Esta actitud además refuerza esa tendencia acentuada por el pesimismo reinante que, de igual manera que los alzados en armas, pregona que todo lo hemos hecho mal, que los colombianos somos incapaces de transformar nuestras instituciones políticas y económicas, que somos prisioneros de nuestro pasado, que tal vez no vale la pena acometer reforma alguna, o que somos simplemente indiferentes a las debilidades o amenazas a nuestra democracia.

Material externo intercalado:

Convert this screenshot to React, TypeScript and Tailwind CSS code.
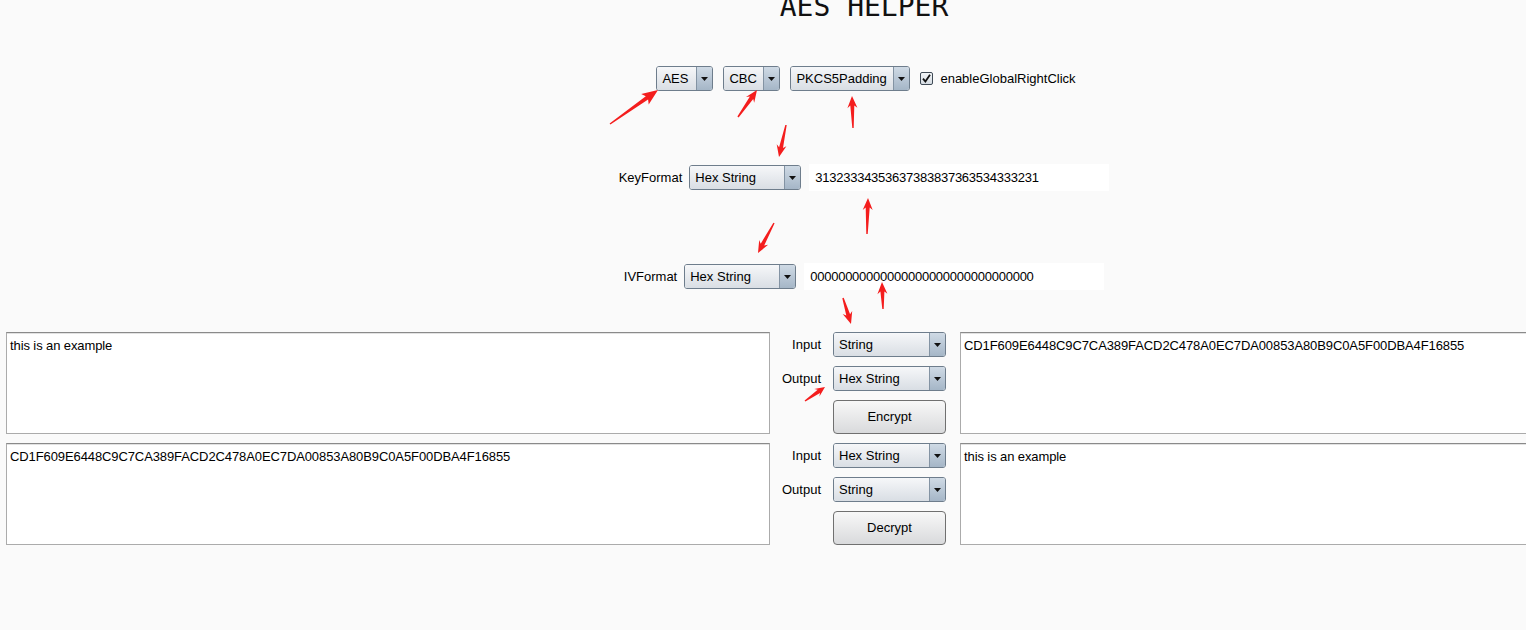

No es en los campos de batalla, sino allí, en ese terreno, en el de la legitimidad y eficacia de las instituciones que nos hemos dado democráticamente, donde tenemos que ganar de manera inobjetable la disputa con los violentos, a pesar de tantos ilustres colombianos que nos quieren arrastrar a una forma de escepticismo sobre toda iniciativa de reforma.



Retomar con optimismo el hilo de las reformas



Todas éstas no son más que disquisiciones sobre las responsabilidades, los desafíos que a todos nos esperan para hacer de Colombia un país seguro de sus potencialidades, convencido de su importancia en el contexto mundial y decidido a afrontar con coraje, tesón y patriotismo los males de nuestra democracia y los retos que tiene delante de sí nuestra economía.



Colombia podría mirar, una vez más, a los cafeteros, que tienen una larga historia de innovación empresarial, de democracia gremial, de organización comunitaria y descentralización, de equidad social, de compartir sus ingresos y responsabilidades con el resto de la sociedad colombiana, de sacrificio, disciplina y austeridad.



Frente a la adversidad, algunas veces enorme, muchas veces recurrente, no se han dejado abatir por el pesimismo, el inmovilismo o la nostalgia. Han reaccionado siempre con una capacidad arrolladora de transformación.



En mi infancia me enseñaron: "para atrás, ni para coger impulso". Hoy más que nunca debemos construir una agenda positiva para Colombia, una agenda de creación y de trabajo. De esa manera podremos encarar todos con esperanza y optimismo nuestro futuro.